▶ PROBLEM DESCRIPTION: Gather every line holding the string "using".

::: RECORDS FOR PROCESSING :::

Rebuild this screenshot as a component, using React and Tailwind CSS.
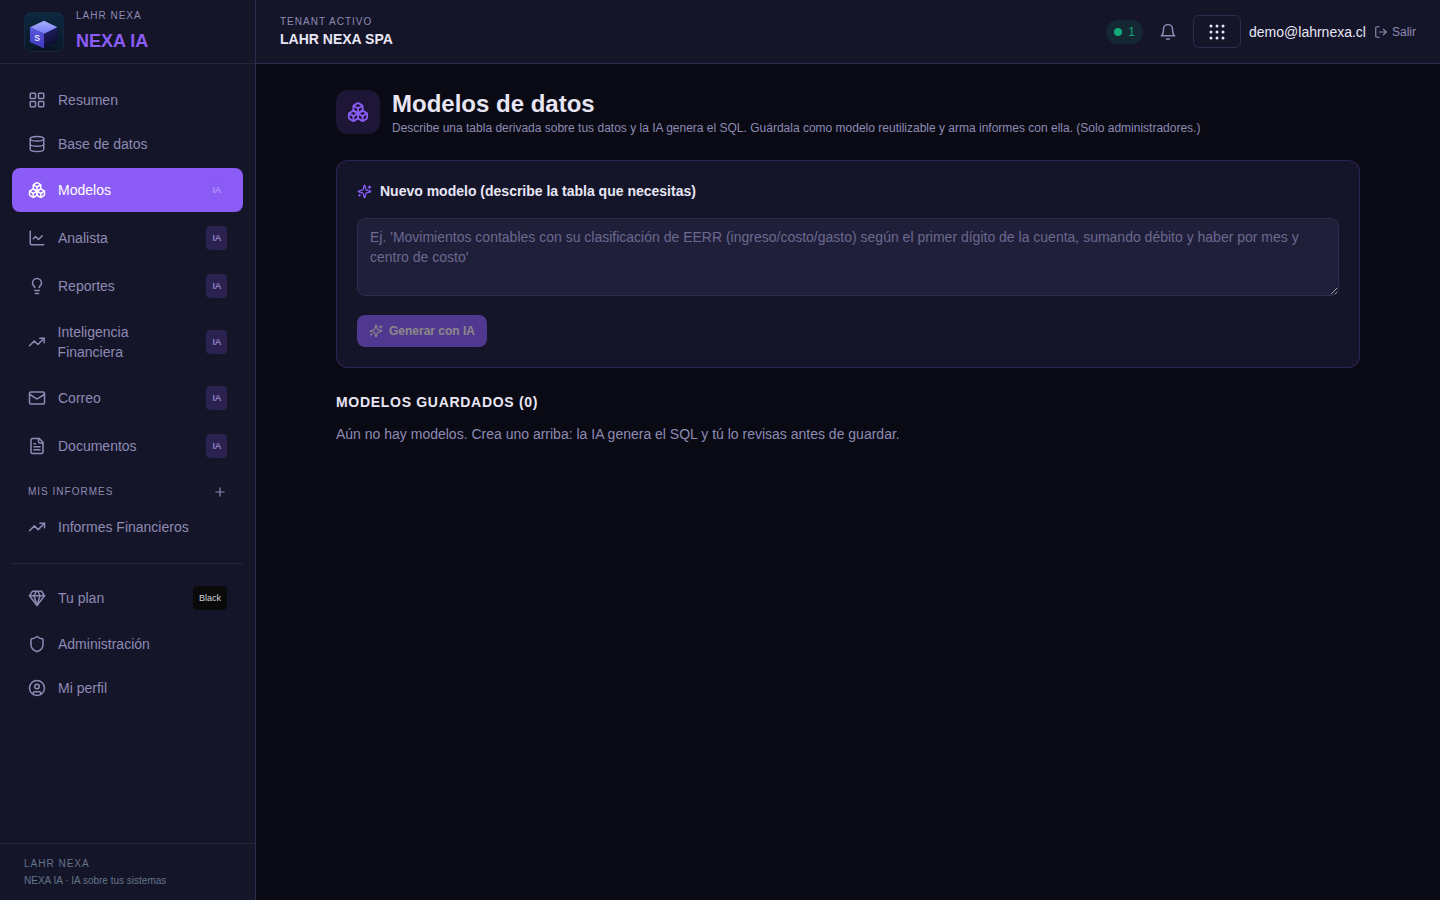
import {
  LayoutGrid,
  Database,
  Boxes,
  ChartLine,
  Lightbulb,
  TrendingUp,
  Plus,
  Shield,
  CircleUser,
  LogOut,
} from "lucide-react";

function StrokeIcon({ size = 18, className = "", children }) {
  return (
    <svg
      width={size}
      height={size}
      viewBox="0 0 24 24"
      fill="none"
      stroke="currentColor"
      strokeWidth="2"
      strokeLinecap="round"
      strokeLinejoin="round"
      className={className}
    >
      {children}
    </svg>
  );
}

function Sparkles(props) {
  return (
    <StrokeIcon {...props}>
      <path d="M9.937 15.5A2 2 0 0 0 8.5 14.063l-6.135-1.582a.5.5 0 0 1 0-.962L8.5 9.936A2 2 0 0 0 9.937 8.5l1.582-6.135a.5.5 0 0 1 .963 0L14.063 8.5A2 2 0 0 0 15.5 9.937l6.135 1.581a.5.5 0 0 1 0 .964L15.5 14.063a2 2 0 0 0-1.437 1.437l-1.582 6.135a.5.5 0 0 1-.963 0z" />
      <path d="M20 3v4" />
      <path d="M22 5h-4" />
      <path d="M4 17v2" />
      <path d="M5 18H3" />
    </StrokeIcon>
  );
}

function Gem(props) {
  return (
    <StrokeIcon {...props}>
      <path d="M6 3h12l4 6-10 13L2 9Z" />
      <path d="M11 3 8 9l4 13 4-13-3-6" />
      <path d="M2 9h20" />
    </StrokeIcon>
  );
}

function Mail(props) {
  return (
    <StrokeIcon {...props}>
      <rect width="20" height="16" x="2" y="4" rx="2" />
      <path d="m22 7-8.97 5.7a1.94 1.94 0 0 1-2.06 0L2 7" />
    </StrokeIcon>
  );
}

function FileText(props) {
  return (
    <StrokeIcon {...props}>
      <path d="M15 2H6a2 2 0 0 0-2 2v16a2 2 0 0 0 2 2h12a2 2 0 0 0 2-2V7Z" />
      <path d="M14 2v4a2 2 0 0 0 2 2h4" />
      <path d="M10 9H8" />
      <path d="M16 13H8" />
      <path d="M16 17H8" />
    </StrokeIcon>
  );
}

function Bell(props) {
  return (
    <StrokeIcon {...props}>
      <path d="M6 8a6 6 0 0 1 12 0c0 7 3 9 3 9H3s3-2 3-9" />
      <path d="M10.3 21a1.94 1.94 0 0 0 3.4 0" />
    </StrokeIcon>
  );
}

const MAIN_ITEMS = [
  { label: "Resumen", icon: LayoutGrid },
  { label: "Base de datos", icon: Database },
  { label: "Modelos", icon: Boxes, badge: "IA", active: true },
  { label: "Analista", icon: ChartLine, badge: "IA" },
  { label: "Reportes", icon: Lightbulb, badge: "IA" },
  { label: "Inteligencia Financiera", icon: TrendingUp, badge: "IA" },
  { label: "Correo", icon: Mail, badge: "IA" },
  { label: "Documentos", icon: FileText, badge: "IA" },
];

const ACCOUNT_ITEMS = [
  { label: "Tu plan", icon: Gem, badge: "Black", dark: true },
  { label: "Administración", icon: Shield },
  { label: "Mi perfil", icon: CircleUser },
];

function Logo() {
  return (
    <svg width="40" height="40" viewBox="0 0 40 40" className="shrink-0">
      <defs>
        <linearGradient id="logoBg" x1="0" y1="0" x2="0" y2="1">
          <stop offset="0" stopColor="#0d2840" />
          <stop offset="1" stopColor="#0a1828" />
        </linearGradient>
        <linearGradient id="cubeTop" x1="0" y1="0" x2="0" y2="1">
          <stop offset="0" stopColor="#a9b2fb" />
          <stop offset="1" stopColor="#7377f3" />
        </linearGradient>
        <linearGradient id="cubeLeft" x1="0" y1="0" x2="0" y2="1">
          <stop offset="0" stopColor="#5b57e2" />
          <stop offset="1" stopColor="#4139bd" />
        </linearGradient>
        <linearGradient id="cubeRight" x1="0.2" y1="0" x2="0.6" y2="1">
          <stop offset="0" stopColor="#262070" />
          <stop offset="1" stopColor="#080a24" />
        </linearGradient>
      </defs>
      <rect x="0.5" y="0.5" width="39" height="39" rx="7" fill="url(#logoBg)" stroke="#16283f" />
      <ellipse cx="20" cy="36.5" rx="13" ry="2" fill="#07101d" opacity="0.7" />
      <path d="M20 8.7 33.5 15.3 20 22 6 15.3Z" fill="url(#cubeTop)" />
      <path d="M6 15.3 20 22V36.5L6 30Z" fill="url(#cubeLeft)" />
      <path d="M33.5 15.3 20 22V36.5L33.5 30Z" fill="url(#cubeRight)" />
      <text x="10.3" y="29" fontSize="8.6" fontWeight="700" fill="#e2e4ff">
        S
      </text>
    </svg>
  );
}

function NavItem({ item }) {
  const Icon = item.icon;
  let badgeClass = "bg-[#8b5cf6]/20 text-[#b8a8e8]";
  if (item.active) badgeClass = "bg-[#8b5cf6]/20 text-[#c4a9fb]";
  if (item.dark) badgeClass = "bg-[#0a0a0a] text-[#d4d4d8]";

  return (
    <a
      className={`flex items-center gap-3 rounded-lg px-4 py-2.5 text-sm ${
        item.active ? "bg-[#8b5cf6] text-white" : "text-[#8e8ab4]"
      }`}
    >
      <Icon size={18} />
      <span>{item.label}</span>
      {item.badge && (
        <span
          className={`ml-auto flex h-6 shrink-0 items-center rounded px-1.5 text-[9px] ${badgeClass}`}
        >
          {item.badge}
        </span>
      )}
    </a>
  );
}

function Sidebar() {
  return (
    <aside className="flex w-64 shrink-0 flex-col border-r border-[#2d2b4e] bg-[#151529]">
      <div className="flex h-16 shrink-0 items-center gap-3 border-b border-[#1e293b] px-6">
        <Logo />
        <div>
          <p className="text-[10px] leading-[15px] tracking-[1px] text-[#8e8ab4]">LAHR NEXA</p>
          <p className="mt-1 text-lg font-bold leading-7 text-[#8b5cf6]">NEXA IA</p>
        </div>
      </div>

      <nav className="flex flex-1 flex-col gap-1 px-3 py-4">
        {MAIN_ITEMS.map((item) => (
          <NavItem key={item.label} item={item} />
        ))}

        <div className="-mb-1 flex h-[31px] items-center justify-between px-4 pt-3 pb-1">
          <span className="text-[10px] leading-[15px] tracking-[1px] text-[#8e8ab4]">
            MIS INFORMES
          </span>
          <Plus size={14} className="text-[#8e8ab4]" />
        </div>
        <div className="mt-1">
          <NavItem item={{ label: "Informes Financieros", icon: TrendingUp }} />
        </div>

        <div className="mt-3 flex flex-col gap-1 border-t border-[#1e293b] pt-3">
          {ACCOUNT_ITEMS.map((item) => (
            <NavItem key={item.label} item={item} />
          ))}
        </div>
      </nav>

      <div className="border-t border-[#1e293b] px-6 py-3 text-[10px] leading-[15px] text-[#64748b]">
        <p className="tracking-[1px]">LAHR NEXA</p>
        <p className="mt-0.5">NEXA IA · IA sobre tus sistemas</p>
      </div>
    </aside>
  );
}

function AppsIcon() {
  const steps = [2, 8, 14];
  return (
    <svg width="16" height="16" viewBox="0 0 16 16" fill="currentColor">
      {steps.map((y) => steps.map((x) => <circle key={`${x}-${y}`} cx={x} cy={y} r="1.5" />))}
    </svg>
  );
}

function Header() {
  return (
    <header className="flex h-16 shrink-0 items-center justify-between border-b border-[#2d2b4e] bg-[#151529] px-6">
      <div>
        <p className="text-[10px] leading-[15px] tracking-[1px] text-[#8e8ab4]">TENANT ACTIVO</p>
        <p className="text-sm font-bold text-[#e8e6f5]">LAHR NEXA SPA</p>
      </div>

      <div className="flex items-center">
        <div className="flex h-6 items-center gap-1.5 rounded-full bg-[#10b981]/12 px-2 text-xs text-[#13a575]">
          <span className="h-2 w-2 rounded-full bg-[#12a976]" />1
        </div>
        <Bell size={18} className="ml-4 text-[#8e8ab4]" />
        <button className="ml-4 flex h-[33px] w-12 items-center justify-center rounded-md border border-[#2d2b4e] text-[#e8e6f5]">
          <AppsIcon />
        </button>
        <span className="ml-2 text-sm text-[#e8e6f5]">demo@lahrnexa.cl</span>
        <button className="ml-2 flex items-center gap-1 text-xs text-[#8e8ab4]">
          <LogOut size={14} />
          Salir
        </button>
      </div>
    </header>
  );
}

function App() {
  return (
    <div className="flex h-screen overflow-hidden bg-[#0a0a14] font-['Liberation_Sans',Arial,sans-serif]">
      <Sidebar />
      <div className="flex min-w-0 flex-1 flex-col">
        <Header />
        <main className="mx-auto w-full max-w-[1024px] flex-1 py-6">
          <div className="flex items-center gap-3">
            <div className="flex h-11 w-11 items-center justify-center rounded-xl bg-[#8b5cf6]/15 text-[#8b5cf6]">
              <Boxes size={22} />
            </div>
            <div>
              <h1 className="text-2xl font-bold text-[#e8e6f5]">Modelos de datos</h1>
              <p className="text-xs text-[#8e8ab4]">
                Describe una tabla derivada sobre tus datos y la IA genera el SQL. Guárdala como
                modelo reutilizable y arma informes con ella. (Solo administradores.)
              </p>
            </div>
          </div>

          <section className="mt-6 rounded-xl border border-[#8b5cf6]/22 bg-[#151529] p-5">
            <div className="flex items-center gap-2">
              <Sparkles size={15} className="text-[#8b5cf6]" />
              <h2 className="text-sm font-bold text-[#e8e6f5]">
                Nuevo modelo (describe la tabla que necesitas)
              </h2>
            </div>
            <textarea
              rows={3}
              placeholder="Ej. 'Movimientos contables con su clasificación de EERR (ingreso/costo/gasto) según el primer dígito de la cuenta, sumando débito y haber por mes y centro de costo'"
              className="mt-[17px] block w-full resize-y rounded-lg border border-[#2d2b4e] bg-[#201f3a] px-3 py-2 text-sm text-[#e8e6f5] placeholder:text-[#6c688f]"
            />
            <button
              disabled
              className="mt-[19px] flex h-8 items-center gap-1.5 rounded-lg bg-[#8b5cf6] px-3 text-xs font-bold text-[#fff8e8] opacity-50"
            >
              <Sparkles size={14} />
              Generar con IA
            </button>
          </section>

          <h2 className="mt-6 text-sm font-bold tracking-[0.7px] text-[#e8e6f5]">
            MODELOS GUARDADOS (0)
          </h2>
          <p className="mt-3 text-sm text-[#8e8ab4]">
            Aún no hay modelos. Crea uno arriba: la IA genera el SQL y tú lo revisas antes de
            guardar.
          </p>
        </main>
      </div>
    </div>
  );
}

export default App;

:::
::: RECORDS FOR PROCESSING :::

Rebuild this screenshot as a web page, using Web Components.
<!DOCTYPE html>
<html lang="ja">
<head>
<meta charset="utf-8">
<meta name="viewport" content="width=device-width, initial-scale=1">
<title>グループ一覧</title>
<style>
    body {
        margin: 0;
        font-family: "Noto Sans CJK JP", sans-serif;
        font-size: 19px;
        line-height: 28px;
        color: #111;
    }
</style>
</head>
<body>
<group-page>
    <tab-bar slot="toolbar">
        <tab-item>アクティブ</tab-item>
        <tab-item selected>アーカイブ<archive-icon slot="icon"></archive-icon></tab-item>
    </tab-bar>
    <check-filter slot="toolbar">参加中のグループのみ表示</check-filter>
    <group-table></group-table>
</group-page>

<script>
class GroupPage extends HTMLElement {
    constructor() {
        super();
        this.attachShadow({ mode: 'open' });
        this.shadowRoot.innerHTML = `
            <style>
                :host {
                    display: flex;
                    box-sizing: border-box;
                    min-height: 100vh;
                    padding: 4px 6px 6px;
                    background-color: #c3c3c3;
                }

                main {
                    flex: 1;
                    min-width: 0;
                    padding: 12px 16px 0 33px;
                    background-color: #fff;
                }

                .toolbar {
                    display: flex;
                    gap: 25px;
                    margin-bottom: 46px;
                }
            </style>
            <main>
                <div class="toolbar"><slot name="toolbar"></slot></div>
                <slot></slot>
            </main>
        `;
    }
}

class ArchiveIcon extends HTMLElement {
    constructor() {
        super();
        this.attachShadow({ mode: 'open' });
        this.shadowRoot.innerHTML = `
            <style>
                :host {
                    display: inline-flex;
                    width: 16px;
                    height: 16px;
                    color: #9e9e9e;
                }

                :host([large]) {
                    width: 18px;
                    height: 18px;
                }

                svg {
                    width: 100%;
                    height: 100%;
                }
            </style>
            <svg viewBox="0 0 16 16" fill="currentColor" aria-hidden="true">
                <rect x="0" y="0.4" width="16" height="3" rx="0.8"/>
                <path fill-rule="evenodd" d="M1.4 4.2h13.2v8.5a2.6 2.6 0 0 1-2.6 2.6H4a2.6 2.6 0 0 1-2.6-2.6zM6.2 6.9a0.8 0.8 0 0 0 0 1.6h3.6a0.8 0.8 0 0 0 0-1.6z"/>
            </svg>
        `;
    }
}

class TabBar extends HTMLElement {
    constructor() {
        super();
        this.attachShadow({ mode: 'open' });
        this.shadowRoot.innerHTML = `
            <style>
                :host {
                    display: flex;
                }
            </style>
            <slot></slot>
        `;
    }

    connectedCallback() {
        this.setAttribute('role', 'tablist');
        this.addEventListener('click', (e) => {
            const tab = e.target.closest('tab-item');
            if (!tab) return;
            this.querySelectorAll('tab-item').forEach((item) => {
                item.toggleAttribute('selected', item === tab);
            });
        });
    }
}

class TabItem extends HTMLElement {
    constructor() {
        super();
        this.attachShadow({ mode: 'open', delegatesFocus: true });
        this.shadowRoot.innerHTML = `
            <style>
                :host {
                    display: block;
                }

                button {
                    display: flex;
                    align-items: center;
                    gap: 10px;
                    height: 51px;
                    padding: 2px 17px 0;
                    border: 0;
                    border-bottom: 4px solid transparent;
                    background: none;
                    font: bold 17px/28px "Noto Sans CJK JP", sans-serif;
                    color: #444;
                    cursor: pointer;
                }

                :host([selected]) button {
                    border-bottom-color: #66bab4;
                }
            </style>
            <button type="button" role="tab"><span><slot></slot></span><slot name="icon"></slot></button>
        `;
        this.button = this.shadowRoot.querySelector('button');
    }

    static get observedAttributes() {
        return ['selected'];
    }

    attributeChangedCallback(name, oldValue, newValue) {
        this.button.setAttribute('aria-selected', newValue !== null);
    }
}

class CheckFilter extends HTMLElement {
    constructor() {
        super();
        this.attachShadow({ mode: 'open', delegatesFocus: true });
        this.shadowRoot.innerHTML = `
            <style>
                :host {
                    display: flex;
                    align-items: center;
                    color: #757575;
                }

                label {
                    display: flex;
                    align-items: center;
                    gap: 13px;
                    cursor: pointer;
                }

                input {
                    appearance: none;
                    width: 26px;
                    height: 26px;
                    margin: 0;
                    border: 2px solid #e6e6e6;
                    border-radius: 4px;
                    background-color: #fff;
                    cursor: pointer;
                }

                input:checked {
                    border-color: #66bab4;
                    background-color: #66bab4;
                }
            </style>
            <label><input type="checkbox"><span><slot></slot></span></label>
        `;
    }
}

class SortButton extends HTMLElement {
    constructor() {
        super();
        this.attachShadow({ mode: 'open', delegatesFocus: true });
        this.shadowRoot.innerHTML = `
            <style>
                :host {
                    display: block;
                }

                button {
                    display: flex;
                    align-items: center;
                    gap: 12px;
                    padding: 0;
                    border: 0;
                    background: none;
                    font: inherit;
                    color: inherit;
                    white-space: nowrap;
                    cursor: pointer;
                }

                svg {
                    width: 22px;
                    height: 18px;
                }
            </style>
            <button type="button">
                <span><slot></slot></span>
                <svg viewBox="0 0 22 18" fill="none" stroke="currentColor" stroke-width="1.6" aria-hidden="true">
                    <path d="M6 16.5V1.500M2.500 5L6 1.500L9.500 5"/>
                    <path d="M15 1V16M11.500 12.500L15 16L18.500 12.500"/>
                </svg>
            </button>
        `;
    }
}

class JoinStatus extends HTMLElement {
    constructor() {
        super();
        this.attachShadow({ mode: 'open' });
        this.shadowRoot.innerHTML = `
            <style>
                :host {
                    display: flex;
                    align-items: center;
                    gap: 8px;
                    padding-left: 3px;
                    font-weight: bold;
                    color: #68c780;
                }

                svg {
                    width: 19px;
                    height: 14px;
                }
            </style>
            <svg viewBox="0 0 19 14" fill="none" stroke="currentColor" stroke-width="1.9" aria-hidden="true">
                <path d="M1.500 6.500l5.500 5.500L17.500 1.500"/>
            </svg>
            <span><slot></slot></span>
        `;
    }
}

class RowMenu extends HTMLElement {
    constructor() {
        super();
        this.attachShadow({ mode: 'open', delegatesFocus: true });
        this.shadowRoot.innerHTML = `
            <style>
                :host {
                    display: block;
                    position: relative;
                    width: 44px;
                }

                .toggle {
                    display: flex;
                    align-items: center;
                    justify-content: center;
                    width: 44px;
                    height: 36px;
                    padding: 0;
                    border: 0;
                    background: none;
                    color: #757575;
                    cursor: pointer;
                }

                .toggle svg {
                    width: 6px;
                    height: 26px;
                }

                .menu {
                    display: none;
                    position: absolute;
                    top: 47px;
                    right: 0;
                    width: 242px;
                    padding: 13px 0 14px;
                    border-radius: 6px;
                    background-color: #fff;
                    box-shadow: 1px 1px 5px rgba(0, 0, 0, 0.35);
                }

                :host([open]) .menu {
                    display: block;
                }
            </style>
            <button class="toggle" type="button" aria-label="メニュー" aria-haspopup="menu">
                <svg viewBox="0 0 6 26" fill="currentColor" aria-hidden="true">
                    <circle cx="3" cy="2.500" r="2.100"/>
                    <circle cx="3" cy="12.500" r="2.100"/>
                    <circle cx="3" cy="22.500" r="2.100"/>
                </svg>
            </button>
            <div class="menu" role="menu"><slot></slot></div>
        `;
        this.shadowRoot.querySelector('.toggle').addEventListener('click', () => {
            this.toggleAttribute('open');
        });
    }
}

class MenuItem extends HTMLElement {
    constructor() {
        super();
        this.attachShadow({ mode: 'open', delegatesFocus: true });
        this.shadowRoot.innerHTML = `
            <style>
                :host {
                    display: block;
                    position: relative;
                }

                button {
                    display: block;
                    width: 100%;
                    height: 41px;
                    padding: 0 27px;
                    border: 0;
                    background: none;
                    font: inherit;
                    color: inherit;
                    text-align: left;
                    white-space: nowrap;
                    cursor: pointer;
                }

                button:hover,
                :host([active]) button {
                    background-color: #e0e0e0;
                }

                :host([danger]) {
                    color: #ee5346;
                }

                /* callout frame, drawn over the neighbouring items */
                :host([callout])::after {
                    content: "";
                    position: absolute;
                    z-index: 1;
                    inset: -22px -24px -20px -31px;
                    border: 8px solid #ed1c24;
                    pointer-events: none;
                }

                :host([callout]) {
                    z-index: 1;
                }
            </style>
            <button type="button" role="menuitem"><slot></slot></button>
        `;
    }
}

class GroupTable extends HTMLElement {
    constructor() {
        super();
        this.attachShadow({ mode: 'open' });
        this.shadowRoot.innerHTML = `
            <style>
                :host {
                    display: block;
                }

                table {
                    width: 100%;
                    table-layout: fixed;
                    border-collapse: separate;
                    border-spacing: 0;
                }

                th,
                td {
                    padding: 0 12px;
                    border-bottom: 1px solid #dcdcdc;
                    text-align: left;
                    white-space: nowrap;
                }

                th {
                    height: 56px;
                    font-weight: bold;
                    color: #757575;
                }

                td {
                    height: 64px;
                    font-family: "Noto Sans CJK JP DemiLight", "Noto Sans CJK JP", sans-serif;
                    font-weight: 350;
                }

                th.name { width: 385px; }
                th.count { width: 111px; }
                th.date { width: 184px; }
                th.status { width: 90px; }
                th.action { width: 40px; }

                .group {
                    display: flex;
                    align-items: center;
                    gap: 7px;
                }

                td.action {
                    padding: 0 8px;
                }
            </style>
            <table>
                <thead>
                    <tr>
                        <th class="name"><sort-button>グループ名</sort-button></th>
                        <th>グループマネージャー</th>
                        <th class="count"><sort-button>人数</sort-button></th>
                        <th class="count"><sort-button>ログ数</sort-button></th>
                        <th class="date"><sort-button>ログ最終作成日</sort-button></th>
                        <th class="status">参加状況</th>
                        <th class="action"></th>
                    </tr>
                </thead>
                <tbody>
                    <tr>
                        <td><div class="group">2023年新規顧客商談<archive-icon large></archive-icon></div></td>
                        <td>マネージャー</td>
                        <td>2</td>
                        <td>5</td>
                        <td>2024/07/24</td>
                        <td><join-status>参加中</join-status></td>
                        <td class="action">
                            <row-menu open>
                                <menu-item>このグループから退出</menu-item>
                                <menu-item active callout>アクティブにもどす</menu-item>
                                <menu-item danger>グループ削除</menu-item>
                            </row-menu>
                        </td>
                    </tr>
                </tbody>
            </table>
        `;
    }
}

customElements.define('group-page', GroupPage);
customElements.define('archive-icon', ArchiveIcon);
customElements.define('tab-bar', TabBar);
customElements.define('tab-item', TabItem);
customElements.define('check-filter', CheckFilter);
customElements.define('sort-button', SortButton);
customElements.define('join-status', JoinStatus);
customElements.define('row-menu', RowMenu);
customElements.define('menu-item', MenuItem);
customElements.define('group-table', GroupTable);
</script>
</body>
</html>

:::

▶ FINISHED EXERCISE:
Rebuild this screenshot as a component, using React and Tailwind CSS.
Rebuild this screenshot as a web page, using Web Components.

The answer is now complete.